Staff augmentation is particularly well-suited when companies need to rapidly hire several developers with specific low-supply skills such as React Native.
How to handle rapid user growth: two specific techniques
Before we close out, let’s take a look at two specific examples of how high-scale companies achieve and manage scalability:
- Preparing for server outages under heavy load
- Avoid sudden unsustainable spikes in traffic
Chaos Monkey: how Netflix prepares for server outages
Rather than waiting for servers to go down and fixing them as it happens, Netflix actually built an internal program that makes server instances go down on purpose.
The application, Chaos Monkey, is designed to help Netflix engineers build systems that react well to random outages.
This approach allows them to experience a few small, controllable issues in the short term to avoid large, uncontrolled outages in the future.
Artificial Scarcity: how apps like Clubhouse build hype while buying time
When Elon Musk joined Clubhouse, thousands of listeners found themselves locked out of the room and unable to attend.
Millions more hadn’t even been able to secure an invite to log into Clubhouse at all.
Clubhouse executive Sriram Krishnan took to Twitter to assure users that they had it under control; but what’s really surprising is that an app that was in the news every day for months during Covid lockdowns hadn’t suffered more outages.
The secret is, limiting growth using an exclusive invite strategy isn’t a bug — it’s a feature.
Companies like Clubhouse know that if they let everyone that wants to use their app on at once, they’ll be overloaded with scalability issues and see a giant spike followed by a large dip in active users — which is as disappointing for investors as it is for users.

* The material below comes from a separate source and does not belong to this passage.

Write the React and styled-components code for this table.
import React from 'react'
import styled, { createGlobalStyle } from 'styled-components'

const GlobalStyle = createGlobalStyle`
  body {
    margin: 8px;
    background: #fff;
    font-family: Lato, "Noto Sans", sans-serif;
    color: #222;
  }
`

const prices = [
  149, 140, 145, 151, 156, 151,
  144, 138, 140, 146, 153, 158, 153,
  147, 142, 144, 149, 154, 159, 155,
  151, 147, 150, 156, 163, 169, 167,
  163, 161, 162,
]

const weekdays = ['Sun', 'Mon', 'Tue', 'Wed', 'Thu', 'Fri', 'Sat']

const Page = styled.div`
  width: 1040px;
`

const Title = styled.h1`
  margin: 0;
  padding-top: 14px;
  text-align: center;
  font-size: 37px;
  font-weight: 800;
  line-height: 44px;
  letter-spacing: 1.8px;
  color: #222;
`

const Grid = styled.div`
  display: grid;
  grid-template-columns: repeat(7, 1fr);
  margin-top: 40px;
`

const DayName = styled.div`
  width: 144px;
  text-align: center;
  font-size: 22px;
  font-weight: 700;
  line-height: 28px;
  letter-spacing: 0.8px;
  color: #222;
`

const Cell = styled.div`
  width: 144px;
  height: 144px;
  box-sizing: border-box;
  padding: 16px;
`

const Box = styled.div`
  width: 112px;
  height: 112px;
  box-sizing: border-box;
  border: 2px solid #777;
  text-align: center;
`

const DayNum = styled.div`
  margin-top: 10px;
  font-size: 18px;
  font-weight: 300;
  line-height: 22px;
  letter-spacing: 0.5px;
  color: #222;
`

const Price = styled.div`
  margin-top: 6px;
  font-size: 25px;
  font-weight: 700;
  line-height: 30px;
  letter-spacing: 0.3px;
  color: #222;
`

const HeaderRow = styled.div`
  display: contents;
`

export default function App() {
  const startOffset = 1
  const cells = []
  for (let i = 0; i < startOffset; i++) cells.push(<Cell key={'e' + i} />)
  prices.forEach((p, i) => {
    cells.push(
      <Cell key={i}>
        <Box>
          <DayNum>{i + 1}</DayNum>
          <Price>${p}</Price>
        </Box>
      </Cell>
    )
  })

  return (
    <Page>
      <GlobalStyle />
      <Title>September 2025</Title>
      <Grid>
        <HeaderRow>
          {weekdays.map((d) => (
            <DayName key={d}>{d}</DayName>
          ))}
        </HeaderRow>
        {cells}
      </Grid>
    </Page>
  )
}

Clubhouse isn’t the only trending app to use this approach. The elite email client Superhuman is another example of a product using controlled hype and exclusive access to make sure growth stays exponential, or at least linear — not spikey and inconsistent with large downtrends. Gmail also used this technique when they launched back in 2004.

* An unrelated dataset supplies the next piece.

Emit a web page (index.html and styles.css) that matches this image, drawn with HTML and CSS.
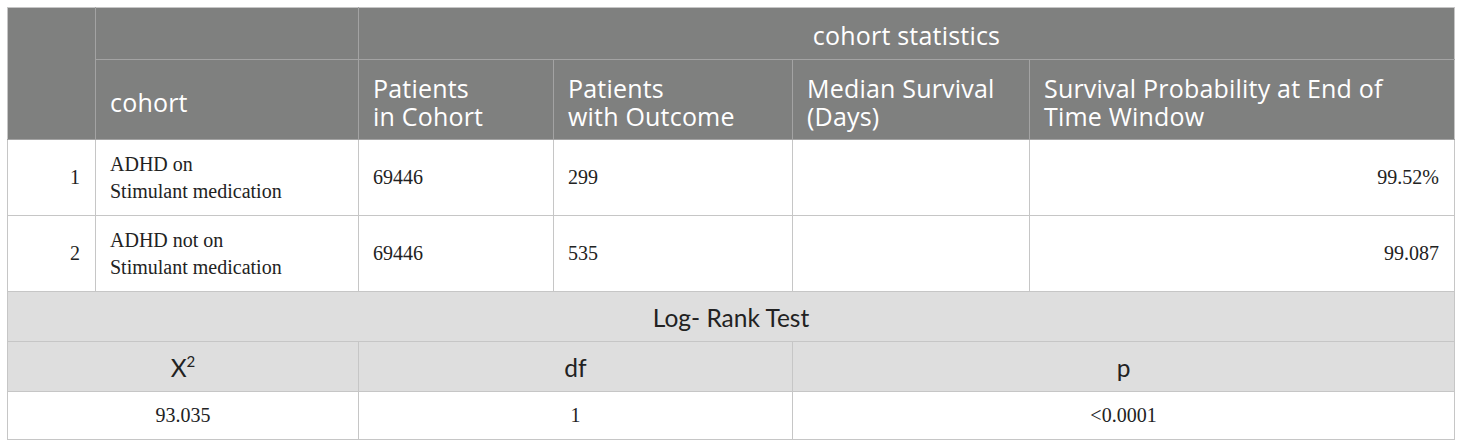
FILE: index.html
```html
<!DOCTYPE html>
<html>
<head>
<meta charset="utf-8">
<link rel="stylesheet" href="styles.css">
</head>
<body>
<table class="stats">
  <colgroup>
    <col class="c1"><col class="c2"><col class="c3"><col class="c4"><col class="c5"><col class="c6">
  </colgroup>
  <thead>
    <tr class="h1">
      <th rowspan="2"></th>
      <th></th>
      <th colspan="4" class="center">cohort statistics</th>
    </tr>
    <tr class="h2">
      <th>cohort</th>
      <th>Patients<br>in Cohort</th>
      <th>Patients<br>with Outcome</th>
      <th>Median Survival<br>(Days)</th>
      <th>Survival Probability at End of<br>Time Window</th>
    </tr>
  </thead>
  <tbody>
    <tr class="row">
      <td class="num">1</td>
      <td>ADHD on<br>Stimulant medication</td>
      <td>69446</td>
      <td>299</td>
      <td></td>
      <td class="num">99.52%</td>
    </tr>
    <tr class="row">
      <td class="num">2</td>
      <td>ADHD not on<br>Stimulant medication</td>
      <td>69446</td>
      <td>535</td>
      <td></td>
      <td class="num">99.087</td>
    </tr>
    <tr class="lr">
      <td colspan="6">Log- Rank Test</td>
    </tr>
    <tr class="lrh">
      <td colspan="2">X<sup>2</sup></td>
      <td colspan="2">df</td>
      <td colspan="2">p</td>
    </tr>
    <tr class="lrv">
      <td colspan="2">93.035</td>
      <td colspan="2">1</td>
      <td colspan="2">&lt;0.0001</td>
    </tr>
  </tbody>
</table>
</body>
</html>
```

FILE: styles.css
```css
html, body {
  margin: 0;
  padding: 0;
  background: #ffffff;
}
body {
  padding: 7px 0 0 7px;
}
.stats {
  border-collapse: collapse;
  table-layout: fixed;
  width: 1447px;
  border: 1px solid #c6c6c6;
}
.c1 { width: 88px; }
.c2 { width: 263px; }
.c3 { width: 195px; }
.c4 { width: 239px; }
.c5 { width: 237px; }
.c6 { width: 425px; }

thead th {
  background: #7f807f;
  color: #ffffff;
  font-family: "Open Sans", "Noto Sans", sans-serif;
  font-weight: 400;
  font-size: 25px;
  line-height: 28px;
  letter-spacing: 0.2px;
  text-align: left;
  padding: 0 14px;
  border: 1px solid #a3a3a3;
  border-top: none;
  vertical-align: middle;
}
thead th:first-child { border-left: none; }
thead tr th:last-child { border-right: none; }
.h1 { height: 52px; }
.h1 th { padding-top: 2px; }
.h1 th.center { text-align: center; }
.h2 { height: 80px; }
.h2 th { padding-top: 4px; }

tbody td {
  font-family: "Liberation Serif", "Times New Roman", serif;
  font-size: 20px;
  line-height: 27px;
  color: #222222;
  padding: 0 14px;
  border: 1px solid #c6c6c6;
  vertical-align: middle;
}
.row { height: 76px; }
.row td.num { text-align: right; padding-right: 15px; }

.lr { height: 50px; }
.lr td {
  background: #dedede;
  text-align: center;
  font-family: "Lato", "Open Sans", sans-serif;
  font-size: 24.5px;
  color: #222222;
  padding-top: 2px;
}
.lrh { height: 50px; }
.lrh td {
  background: #dedede;
  text-align: center;
  font-family: "Lato", "Open Sans", sans-serif;
  font-size: 24.5px;
  color: #222222;
  padding-top: 2px;
}
.lrh sup {
  font-size: 15px;
  line-height: 0;
  vertical-align: 10px;
}
.lrv { height: 48px; }
.lrv td {
  text-align: center;
}
```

Facebook also famously used this method to control growth, iterating on their product as they moved from campus to campus until the product was ready for “prime time” scaled release to the general public in the mid-2000s.

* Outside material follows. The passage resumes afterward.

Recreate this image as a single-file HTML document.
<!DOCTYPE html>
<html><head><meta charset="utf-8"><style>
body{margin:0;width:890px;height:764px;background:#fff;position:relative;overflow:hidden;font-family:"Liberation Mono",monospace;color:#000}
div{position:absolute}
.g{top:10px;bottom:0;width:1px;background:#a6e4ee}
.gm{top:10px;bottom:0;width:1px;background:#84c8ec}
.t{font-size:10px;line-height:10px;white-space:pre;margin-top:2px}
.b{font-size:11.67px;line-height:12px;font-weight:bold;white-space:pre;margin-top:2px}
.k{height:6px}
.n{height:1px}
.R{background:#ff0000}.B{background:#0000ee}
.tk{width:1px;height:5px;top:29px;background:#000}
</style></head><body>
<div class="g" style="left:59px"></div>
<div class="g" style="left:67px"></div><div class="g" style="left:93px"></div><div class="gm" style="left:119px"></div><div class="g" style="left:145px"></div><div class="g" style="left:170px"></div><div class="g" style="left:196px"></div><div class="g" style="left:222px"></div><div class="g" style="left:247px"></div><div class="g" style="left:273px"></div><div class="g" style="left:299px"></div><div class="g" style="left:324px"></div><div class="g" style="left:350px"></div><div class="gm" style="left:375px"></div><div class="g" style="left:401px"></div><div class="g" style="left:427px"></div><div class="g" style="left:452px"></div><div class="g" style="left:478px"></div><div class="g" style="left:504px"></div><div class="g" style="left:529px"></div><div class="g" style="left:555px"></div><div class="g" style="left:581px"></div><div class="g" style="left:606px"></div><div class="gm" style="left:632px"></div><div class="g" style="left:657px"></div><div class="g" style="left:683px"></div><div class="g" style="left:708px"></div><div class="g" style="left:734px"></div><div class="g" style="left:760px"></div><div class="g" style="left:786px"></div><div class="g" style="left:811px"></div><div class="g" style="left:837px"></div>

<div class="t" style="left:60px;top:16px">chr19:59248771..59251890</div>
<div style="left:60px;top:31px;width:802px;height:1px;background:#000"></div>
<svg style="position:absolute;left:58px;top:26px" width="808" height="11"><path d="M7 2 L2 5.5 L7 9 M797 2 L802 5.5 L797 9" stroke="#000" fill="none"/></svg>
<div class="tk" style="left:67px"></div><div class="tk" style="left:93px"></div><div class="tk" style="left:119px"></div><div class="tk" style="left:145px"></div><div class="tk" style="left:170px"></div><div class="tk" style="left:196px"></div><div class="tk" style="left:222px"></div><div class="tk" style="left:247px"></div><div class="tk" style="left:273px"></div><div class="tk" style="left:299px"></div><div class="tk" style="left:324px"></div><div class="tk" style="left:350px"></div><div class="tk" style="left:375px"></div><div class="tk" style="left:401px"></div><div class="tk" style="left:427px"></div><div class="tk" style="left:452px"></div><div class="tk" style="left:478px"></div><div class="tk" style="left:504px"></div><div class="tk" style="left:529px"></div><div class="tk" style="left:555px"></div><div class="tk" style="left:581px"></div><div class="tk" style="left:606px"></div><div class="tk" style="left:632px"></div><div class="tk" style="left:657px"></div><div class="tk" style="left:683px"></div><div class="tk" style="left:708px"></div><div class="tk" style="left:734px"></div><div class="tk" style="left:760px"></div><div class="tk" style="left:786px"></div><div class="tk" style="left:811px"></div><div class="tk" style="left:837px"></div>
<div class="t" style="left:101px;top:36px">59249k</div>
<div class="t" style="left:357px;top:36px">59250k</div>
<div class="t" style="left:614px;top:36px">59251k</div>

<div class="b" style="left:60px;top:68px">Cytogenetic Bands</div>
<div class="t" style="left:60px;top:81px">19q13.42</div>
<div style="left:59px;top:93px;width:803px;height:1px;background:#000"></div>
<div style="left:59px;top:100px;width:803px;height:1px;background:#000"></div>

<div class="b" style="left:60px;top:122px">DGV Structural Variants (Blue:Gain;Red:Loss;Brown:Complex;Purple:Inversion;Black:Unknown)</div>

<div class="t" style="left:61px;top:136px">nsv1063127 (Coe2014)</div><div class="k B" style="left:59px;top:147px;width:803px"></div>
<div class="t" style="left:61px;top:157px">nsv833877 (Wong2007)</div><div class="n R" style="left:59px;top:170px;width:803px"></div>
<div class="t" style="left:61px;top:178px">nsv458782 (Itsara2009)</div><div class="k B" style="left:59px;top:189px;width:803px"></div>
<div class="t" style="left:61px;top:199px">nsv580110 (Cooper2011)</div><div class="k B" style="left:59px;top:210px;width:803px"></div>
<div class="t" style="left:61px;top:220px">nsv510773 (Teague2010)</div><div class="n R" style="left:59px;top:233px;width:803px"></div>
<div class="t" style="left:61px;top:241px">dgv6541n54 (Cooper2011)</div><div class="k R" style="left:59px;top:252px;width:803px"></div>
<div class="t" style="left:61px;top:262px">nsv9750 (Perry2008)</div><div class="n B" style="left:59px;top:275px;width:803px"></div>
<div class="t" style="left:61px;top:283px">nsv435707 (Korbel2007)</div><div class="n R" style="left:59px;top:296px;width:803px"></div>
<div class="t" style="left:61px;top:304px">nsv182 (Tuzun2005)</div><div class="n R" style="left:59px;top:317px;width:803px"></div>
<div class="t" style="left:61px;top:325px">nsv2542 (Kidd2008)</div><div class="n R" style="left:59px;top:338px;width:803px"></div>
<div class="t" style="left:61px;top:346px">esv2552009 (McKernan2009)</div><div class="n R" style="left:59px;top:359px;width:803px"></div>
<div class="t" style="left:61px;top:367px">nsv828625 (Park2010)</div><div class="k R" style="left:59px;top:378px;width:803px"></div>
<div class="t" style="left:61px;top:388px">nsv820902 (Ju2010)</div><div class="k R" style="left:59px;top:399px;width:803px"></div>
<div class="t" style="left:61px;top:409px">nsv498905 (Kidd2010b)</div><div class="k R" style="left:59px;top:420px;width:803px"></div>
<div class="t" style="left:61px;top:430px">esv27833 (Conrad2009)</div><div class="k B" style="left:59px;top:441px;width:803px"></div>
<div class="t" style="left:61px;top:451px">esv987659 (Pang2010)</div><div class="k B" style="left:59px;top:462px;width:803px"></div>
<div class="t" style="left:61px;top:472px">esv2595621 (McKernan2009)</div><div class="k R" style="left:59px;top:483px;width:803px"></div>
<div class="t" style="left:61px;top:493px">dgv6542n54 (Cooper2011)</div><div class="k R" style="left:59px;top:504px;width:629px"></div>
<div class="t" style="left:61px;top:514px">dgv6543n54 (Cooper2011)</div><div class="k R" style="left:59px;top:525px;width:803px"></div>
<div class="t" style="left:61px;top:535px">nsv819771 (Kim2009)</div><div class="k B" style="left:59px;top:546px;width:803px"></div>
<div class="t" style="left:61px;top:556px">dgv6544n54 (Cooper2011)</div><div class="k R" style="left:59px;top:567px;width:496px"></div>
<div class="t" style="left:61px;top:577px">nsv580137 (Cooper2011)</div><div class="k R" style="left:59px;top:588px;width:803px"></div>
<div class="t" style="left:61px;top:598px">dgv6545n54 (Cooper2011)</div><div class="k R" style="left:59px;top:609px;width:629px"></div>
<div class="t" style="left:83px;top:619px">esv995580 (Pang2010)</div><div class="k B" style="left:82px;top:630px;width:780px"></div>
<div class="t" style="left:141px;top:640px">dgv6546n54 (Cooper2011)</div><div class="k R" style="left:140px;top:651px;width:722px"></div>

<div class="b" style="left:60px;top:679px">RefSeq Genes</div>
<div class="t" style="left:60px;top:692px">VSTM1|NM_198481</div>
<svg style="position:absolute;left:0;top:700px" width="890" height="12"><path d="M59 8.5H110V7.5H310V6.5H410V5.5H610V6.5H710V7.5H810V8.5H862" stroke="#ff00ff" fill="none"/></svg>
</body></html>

- Good: controlling user signups with invites to ensure app performs well and growth compounds up and to the right.
- Bad: letting everyone sign up at once, resulting in laggy app performance and fewer product iterations before the app goes mainstream.
Closing Advice for fast-growth teams
In closing, companies that successfully scale to a million users and beyond have these key characteristics:
- Strong DevOps pipeline and high code quality.
- Well-architected system design on robust infrastructure.
- An experienced technical team and the ability to rapidly onboard new developers as needed.
- A plan for controlling growth and avoiding unsustainable traffic spikes.
For first-time founders, the most important thing to remember is to “test before you invest.” It’s better to rapidly re-build a scrappy app seeing rapid growth than to overbuild a beautiful scaled system that no one actually signs up for.
You don’t build a Boeing to fly 15 miles. First, you build a car. Once you’ve gone as far as it can go, then you bring on engineers and start to scale.